-- start of DATASET SECTION --

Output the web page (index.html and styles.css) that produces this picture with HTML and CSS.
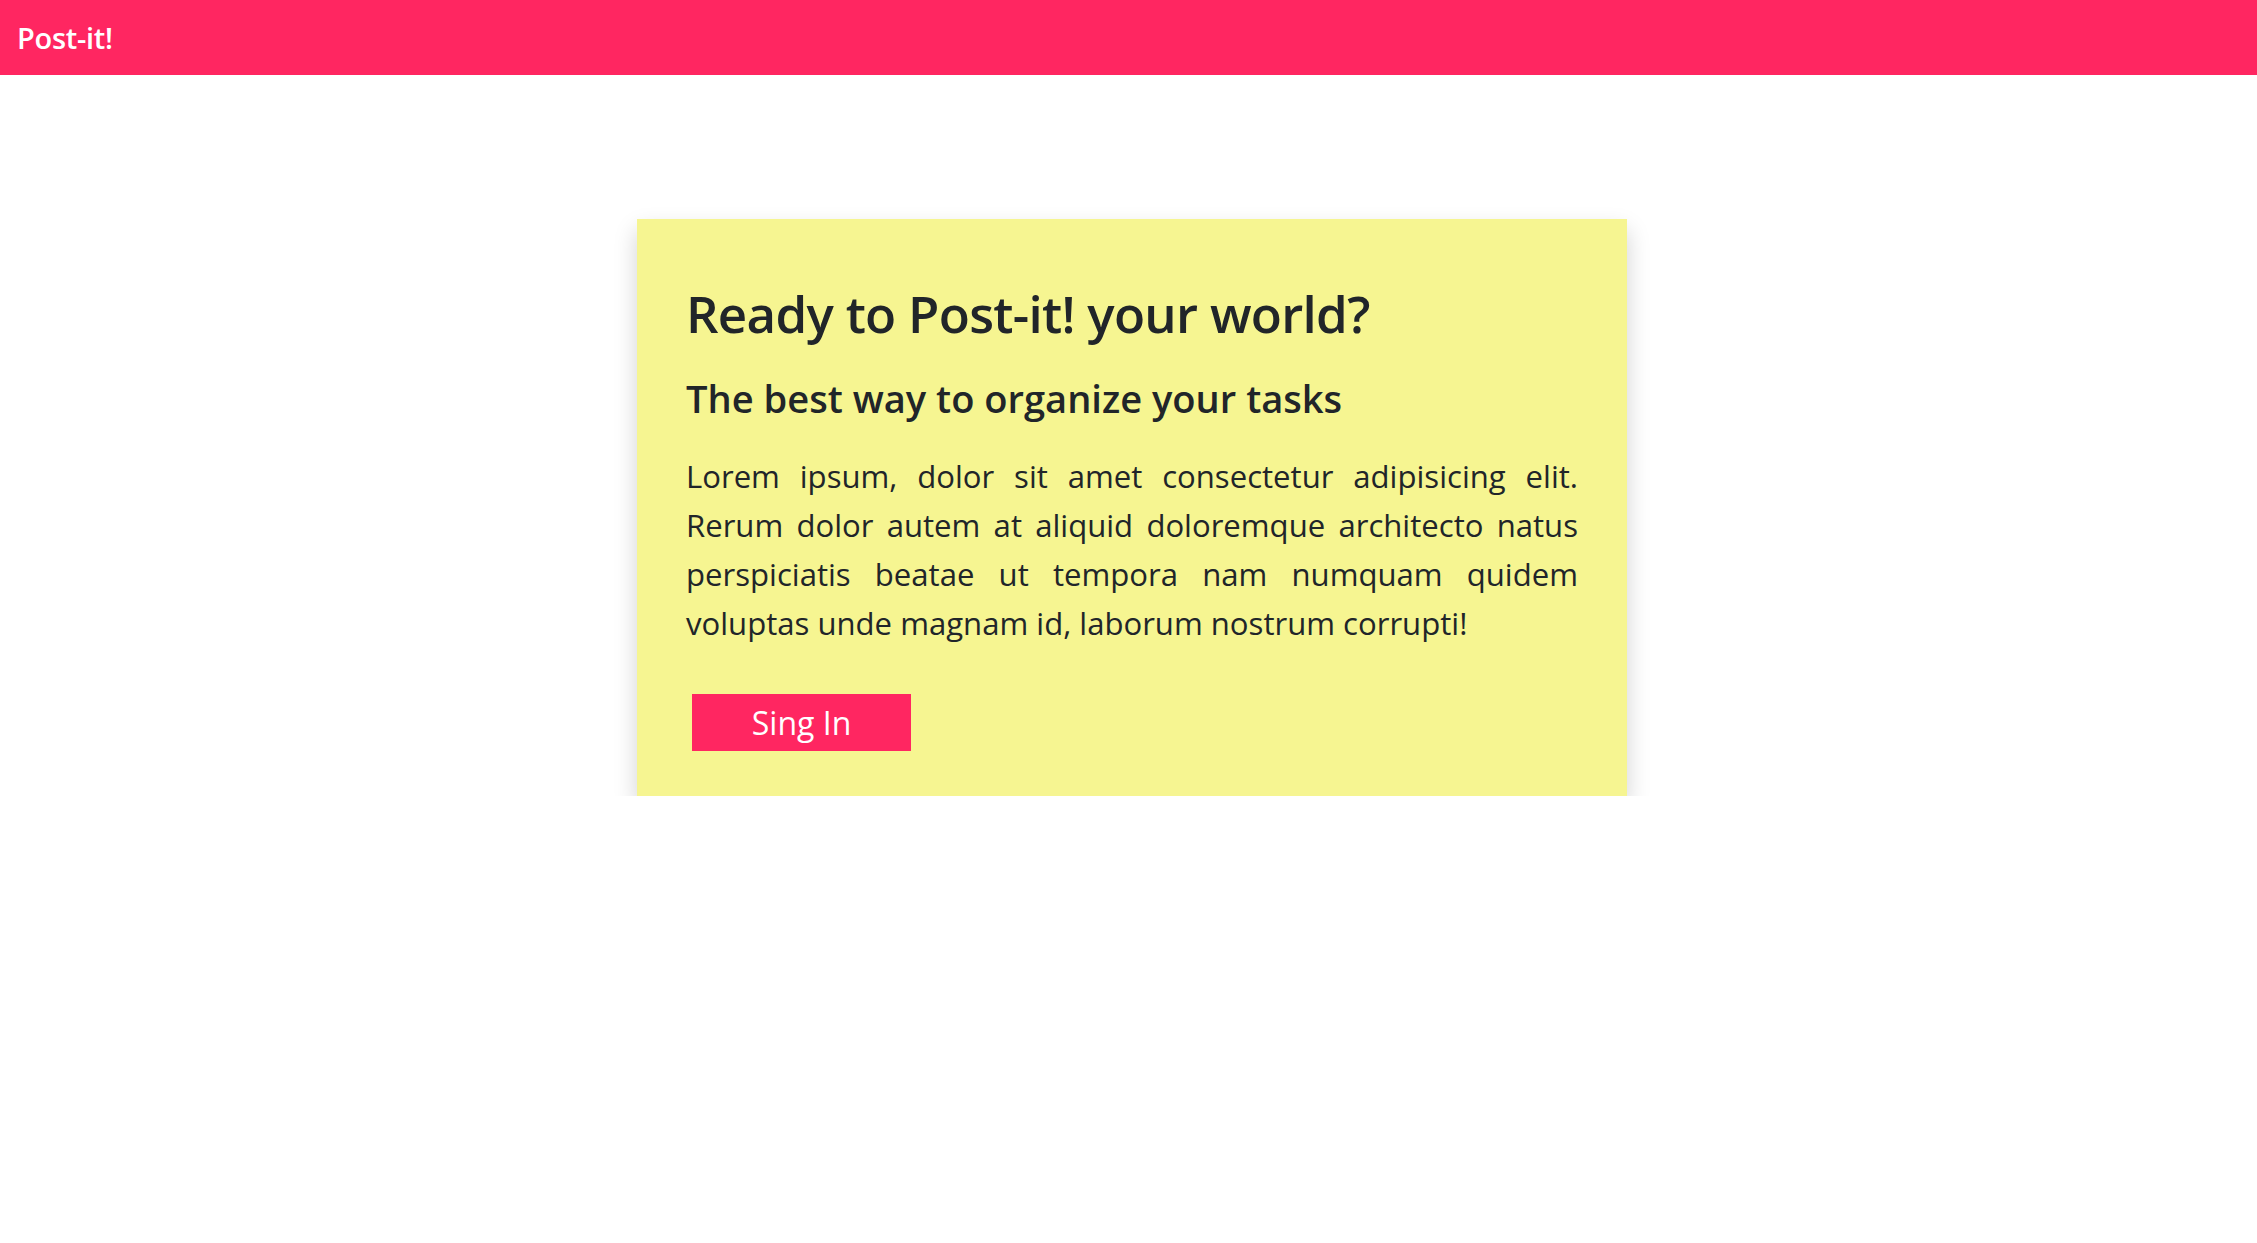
FILE: index.html
```html
<!DOCTYPE html>
<html lang="en">
<head>
<meta charset="utf-8">
<title>Post-it!</title>
<link rel="stylesheet" href="styles.css">
</head>
<body>
<header class="navbar">
  <a class="brand" href="#">Post-it!</a>
</header>
<main class="page">
  <section class="note">
    <h1 class="note-title">Ready to Post-it! your world?</h1>
    <h3 class="note-subtitle">The best way to organize your tasks</h3>
    <p class="note-text">Lorem ipsum, dolor sit amet consectetur adipisicing elit. Rerum dolor autem at aliquid doloremque architecto natus perspiciatis beatae ut tempora nam numquam quidem voluptas unde magnam id, laborum nostrum corrupti!</p>
    <a class="btn" href="#">Sing In</a>
  </section>
</main>
</body>
</html>
```
FILE: styles.css
```css
html, body {
  margin: 0;
  padding: 0;
  background: #ffffff;
}
body {
  font-family: "Open Sans", "Noto Sans", sans-serif;
  color: #212529;
}
.navbar {
  height: 75px;
  background: #ff2661;
  display: flex;
  align-items: center;
  padding-left: 17px;
}
.brand {
  color: #ffffff;
  text-decoration: none;
  font-size: 29px;
  font-weight: 600;
  letter-spacing: -0.3px;
}
.page {
  padding-top: 144px;
}
.note {
  box-sizing: border-box;
  width: 990px;
  margin-left: 637px;
  padding: 64px 49px 45px 49px;
  background: #f6f591;
  box-shadow: 0 11px 22px rgba(0, 0, 0, 0.18);
}
.note-title {
  margin: 0 0 33px 0;
  font-size: 51px;
  line-height: 60px;
  font-weight: 600;
  letter-spacing: -0.7px;
}
.note-subtitle {
  margin: 0 0 32px 0;
  font-size: 38.1px;
  line-height: 44px;
  font-weight: 600;
}
.note-text {
  margin: 0 0 46px 0;
  font-size: 31.1px;
  line-height: 49px;
  text-align: justify;
}
.btn {
  display: flex;
  align-items: center;
  justify-content: center;
  width: 219px;
  height: 57px;
  margin-left: 6px;
  background: #ff2661;
  color: #ffffff;
  text-decoration: none;
  font-size: 32px;
}
```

-- end of DATASET SECTION --

■ **WHAT THE EXERCISE ASKS**
Quote everything in the listing above exactly; pictures are the only thing to omit.

■ **TASK OUTPUT**
Output the web page (index.html and styles.css) that produces this picture with HTML and CSS.
FILE: index.html
```html
<!DOCTYPE html>
<html lang="en">
<head>
<meta charset="utf-8">
<title>Post-it!</title>
<link rel="stylesheet" href="styles.css">
</head>
<body>
<header class="navbar">
  <a class="brand" href="#">Post-it!</a>
</header>
<main class="page">
  <section class="note">
    <h1 class="note-title">Ready to Post-it! your world?</h1>
    <h3 class="note-subtitle">The best way to organize your tasks</h3>
    <p class="note-text">Lorem ipsum, dolor sit amet consectetur adipisicing elit. Rerum dolor autem at aliquid doloremque architecto natus perspiciatis beatae ut tempora nam numquam quidem voluptas unde magnam id, laborum nostrum corrupti!</p>
    <a class="btn" href="#">Sing In</a>
  </section>
</main>
</body>
</html>
```
FILE: styles.css
```css
html, body {
  margin: 0;
  padding: 0;
  background: #ffffff;
}
body {
  font-family: "Open Sans", "Noto Sans", sans-serif;
  color: #212529;
}
.navbar {
  height: 75px;
  background: #ff2661;
  display: flex;
  align-items: center;
  padding-left: 17px;
}
.brand {
  color: #ffffff;
  text-decoration: none;
  font-size: 29px;
  font-weight: 600;
  letter-spacing: -0.3px;
}
.page {
  padding-top: 144px;
}
.note {
  box-sizing: border-box;
  width: 990px;
  margin-left: 637px;
  padding: 64px 49px 45px 49px;
  background: #f6f591;
  box-shadow: 0 11px 22px rgba(0, 0, 0, 0.18);
}
.note-title {
  margin: 0 0 33px 0;
  font-size: 51px;
  line-height: 60px;
  font-weight: 600;
  letter-spacing: -0.7px;
}
.note-subtitle {
  margin: 0 0 32px 0;
  font-size: 38.1px;
  line-height: 44px;
  font-weight: 600;
}
.note-text {
  margin: 0 0 46px 0;
  font-size: 31.1px;
  line-height: 49px;
  text-align: justify;
}
.btn {
  display: flex;
  align-items: center;
  justify-content: center;
  width: 219px;
  height: 57px;
  margin-left: 6px;
  background: #ff2661;
  color: #ffffff;
  text-decoration: none;
  font-size: 32px;
}
```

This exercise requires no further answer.